YOUR GOAL: Restate, exactly and without pictures, the lines from the start of the listing below through the line holding "const deliveredStops = stops.map((stop)".

RAW DATA:

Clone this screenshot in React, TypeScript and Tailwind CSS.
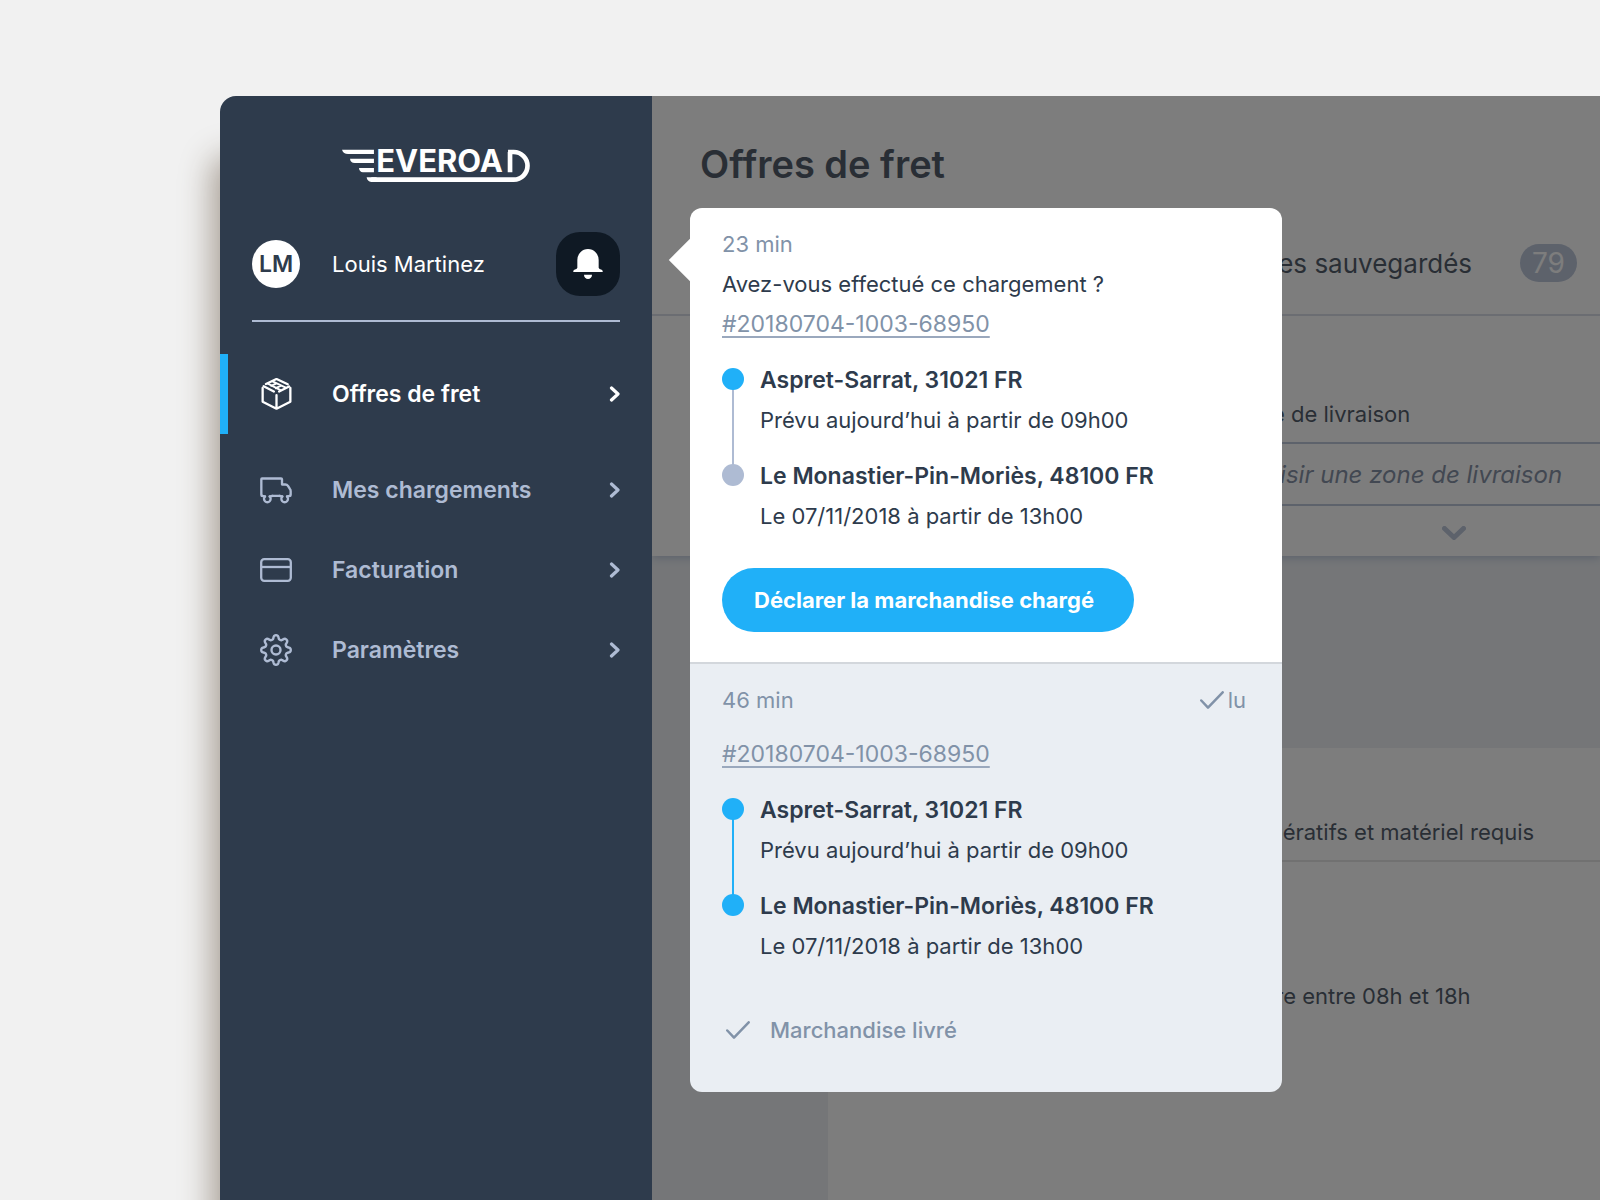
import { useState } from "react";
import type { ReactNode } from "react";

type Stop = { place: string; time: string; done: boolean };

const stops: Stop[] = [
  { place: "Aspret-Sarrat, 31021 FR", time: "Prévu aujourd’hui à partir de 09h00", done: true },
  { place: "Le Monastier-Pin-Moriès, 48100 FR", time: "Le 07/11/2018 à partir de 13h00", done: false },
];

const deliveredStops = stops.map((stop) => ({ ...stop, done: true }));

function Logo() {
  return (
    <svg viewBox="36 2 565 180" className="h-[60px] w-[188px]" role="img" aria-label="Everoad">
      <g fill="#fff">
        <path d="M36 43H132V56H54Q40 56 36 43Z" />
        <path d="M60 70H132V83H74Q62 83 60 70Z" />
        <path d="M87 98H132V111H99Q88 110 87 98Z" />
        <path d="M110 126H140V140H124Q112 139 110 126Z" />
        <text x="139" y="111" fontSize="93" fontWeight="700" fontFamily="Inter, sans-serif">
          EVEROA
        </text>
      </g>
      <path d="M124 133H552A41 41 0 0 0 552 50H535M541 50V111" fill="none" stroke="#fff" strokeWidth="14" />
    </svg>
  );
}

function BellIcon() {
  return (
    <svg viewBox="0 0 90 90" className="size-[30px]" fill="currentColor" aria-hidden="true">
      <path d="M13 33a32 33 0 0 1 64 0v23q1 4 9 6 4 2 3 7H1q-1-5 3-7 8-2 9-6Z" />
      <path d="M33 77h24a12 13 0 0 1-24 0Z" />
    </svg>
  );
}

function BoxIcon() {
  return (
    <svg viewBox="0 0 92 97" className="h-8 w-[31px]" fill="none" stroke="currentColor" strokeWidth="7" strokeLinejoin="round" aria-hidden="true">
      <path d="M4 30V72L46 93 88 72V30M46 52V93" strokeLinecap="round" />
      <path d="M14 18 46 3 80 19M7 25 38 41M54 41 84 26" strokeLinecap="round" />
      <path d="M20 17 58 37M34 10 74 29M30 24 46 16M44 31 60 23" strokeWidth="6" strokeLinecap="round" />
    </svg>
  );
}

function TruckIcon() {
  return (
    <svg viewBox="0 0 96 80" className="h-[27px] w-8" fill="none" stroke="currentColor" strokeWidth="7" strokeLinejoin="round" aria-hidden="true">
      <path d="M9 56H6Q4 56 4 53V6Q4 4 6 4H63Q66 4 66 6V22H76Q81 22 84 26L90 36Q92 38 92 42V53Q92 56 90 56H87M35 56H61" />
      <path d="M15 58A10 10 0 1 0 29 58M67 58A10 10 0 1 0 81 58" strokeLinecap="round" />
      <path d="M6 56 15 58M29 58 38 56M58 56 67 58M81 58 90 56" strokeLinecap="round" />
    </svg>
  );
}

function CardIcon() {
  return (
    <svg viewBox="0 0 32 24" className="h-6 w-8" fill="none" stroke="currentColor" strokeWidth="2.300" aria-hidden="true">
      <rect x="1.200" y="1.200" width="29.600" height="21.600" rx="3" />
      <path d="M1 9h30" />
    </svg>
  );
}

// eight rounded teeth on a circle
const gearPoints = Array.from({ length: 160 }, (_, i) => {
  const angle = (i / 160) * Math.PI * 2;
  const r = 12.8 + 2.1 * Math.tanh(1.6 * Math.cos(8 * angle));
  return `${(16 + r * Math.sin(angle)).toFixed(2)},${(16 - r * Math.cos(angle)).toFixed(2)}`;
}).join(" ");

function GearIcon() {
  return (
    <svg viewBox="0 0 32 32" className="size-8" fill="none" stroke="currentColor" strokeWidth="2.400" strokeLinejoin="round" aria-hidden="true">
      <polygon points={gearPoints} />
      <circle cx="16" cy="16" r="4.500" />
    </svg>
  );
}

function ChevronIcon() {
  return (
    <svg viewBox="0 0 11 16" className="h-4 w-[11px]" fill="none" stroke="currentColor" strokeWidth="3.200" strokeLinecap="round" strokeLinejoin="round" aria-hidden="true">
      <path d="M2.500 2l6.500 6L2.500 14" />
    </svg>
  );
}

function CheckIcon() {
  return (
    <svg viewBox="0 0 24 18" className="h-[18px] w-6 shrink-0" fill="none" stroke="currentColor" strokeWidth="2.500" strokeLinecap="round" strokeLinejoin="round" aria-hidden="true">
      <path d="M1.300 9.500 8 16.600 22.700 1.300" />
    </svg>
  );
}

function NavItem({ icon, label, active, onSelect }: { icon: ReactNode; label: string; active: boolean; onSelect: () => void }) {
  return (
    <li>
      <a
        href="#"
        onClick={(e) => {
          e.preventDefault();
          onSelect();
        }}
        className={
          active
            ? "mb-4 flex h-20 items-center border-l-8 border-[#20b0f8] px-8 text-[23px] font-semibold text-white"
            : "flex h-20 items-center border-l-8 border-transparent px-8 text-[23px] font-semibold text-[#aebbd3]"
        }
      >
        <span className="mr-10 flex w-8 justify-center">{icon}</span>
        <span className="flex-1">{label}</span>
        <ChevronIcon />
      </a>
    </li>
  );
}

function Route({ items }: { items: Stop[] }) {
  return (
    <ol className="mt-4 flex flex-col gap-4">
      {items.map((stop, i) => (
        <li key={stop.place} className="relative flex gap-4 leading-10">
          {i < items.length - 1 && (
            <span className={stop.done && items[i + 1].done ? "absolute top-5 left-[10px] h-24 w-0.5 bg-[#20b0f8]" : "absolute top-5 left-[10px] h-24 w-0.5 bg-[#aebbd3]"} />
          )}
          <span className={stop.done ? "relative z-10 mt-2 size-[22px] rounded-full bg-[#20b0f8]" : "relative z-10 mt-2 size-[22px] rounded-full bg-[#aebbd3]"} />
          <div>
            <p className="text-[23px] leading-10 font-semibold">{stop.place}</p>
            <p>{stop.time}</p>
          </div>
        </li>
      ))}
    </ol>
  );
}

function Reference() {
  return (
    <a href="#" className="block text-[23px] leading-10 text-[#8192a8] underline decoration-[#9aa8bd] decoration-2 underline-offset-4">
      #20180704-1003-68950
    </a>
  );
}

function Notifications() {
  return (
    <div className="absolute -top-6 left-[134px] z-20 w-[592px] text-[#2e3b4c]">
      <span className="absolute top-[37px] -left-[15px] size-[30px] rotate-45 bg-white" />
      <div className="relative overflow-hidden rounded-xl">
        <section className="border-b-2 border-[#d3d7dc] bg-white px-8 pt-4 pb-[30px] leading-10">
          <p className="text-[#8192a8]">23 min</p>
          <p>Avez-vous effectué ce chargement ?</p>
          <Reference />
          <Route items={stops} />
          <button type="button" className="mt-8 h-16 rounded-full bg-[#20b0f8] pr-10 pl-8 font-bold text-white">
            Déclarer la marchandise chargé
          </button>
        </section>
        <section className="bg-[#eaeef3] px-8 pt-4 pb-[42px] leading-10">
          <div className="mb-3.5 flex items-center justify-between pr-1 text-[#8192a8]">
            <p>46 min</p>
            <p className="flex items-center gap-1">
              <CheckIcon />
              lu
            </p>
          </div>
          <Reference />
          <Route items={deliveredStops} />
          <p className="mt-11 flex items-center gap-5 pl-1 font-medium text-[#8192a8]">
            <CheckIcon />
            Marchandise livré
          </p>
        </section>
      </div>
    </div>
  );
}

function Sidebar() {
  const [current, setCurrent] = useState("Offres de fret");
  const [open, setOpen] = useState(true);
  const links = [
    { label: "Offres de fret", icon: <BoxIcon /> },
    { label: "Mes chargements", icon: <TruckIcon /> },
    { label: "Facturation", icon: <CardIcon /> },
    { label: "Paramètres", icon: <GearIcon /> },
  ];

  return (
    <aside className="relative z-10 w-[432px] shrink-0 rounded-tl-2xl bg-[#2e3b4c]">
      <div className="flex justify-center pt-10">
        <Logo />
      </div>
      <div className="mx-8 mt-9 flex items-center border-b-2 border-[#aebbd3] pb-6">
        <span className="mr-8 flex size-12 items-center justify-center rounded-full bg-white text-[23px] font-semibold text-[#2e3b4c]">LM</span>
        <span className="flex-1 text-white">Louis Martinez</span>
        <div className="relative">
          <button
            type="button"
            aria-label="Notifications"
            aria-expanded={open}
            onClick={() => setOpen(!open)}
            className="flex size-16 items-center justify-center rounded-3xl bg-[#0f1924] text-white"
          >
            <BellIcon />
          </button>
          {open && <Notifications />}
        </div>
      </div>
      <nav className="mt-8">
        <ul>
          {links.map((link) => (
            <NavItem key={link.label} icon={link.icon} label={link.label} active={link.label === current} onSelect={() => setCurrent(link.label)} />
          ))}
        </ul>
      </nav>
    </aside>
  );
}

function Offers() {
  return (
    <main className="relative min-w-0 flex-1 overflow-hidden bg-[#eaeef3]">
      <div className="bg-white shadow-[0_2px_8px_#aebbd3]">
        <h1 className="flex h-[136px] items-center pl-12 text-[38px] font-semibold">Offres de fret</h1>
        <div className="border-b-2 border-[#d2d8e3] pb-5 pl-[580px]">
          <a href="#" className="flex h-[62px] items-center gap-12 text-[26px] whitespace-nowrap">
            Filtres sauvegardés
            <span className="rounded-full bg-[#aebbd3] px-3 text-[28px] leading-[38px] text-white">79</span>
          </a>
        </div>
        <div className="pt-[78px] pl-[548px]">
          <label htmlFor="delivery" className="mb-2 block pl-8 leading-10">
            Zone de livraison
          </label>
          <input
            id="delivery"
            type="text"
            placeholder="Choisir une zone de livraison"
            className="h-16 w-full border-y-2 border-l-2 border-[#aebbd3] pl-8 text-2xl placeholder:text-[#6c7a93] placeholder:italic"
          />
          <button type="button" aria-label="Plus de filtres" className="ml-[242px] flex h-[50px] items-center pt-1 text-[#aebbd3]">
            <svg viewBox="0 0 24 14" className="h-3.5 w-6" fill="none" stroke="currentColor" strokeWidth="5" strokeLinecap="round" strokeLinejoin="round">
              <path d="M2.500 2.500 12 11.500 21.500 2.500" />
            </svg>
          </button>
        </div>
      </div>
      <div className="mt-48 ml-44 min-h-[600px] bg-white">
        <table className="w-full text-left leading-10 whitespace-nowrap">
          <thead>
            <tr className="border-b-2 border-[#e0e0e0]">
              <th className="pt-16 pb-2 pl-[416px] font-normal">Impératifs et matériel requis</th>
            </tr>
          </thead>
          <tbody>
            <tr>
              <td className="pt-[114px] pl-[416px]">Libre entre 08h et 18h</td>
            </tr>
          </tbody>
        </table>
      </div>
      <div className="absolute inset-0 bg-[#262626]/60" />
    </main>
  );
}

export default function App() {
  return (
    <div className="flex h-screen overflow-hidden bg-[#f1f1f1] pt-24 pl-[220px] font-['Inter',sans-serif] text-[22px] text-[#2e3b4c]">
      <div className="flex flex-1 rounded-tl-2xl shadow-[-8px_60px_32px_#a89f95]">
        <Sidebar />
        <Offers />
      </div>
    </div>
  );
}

OUTPUT OF THE TASK:
Clone this screenshot in React, TypeScript and Tailwind CSS.
import { useState } from "react";
import type { ReactNode } from "react";

type Stop = { place: string; time: string; done: boolean };

const stops: Stop[] = [
  { place: "Aspret-Sarrat, 31021 FR", time: "Prévu aujourd’hui à partir de 09h00", done: true },
  { place: "Le Monastier-Pin-Moriès, 48100 FR", time: "Le 07/11/2018 à partir de 13h00", done: false },
];

const deliveredStops = stops.map((stop) => ({ ...stop, done: true }));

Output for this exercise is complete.